--- Supplied data ---

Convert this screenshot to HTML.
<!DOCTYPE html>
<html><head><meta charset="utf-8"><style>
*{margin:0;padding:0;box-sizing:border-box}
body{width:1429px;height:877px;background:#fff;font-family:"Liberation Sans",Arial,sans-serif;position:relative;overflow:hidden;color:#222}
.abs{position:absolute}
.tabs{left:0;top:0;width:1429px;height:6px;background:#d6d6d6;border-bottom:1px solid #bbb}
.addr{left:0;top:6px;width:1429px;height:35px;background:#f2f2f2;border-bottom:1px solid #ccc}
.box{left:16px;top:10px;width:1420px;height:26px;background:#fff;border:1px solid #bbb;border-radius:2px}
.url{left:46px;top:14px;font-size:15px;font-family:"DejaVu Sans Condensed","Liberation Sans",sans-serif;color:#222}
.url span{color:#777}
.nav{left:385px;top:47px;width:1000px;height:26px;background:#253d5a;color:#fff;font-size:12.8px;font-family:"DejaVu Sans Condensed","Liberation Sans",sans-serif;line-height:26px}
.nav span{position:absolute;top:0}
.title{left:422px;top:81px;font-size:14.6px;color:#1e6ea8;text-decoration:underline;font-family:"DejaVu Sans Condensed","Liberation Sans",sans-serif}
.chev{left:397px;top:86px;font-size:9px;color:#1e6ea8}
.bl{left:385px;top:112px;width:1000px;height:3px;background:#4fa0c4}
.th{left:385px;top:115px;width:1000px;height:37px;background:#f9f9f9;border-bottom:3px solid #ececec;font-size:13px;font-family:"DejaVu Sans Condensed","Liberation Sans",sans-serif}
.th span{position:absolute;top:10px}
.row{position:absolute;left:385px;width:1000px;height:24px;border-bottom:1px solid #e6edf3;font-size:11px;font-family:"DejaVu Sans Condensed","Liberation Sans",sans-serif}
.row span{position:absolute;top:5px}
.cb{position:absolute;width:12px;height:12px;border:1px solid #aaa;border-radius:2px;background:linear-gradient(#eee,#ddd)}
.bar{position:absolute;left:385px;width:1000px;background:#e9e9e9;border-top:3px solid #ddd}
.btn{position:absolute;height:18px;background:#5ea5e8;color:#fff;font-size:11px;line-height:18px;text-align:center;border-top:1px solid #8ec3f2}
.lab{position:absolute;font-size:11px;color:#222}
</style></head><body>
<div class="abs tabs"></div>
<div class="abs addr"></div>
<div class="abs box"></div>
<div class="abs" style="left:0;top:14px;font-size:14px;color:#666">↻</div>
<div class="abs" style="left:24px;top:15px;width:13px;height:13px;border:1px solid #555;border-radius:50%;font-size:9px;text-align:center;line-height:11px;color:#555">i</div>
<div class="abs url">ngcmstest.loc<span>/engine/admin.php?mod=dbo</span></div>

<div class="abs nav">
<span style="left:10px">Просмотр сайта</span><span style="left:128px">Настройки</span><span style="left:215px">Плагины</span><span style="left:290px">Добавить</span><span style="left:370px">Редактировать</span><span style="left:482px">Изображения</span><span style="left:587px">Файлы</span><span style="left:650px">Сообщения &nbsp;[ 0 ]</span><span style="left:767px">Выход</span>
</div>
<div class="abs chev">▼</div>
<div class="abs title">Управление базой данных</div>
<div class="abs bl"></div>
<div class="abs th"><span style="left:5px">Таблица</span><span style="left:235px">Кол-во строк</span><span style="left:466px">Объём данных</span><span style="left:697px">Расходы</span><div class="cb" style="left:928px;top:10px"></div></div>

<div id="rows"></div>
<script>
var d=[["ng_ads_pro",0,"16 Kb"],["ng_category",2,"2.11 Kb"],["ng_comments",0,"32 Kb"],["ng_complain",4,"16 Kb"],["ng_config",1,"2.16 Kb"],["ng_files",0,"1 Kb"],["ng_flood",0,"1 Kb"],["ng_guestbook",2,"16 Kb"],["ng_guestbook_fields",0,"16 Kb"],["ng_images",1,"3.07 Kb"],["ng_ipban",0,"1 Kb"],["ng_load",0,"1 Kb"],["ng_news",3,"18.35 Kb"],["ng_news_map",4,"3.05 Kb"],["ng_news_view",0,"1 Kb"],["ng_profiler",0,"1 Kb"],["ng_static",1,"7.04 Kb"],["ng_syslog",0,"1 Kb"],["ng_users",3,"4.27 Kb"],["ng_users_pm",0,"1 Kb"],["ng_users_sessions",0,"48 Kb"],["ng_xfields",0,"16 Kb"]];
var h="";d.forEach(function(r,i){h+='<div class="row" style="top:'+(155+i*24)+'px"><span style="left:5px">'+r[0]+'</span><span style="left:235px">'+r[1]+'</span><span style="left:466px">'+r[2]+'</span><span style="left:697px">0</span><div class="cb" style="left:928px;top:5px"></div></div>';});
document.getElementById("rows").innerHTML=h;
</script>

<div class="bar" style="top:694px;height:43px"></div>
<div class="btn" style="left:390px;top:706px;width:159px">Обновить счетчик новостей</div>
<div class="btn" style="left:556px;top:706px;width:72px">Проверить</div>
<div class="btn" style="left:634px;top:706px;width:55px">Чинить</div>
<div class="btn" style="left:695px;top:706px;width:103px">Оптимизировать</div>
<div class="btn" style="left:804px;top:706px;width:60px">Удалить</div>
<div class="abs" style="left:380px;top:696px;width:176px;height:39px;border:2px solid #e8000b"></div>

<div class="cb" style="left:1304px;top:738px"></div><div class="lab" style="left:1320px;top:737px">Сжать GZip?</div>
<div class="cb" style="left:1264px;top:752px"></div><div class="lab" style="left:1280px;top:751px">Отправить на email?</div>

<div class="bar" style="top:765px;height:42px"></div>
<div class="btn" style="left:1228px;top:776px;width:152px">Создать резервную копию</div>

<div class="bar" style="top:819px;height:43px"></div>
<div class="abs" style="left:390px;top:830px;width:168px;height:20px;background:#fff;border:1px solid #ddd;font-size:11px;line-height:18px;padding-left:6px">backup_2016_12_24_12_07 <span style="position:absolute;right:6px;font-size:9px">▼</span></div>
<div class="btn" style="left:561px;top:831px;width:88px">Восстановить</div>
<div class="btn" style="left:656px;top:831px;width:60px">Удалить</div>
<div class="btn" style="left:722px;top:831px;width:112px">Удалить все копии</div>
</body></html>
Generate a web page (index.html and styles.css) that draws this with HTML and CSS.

---

### [Short task]
Copy all lines from the listing that contain "this".

### [Solved exercise]
Convert this screenshot to HTML.
Generate a web page (index.html and styles.css) that draws this with HTML and CSS.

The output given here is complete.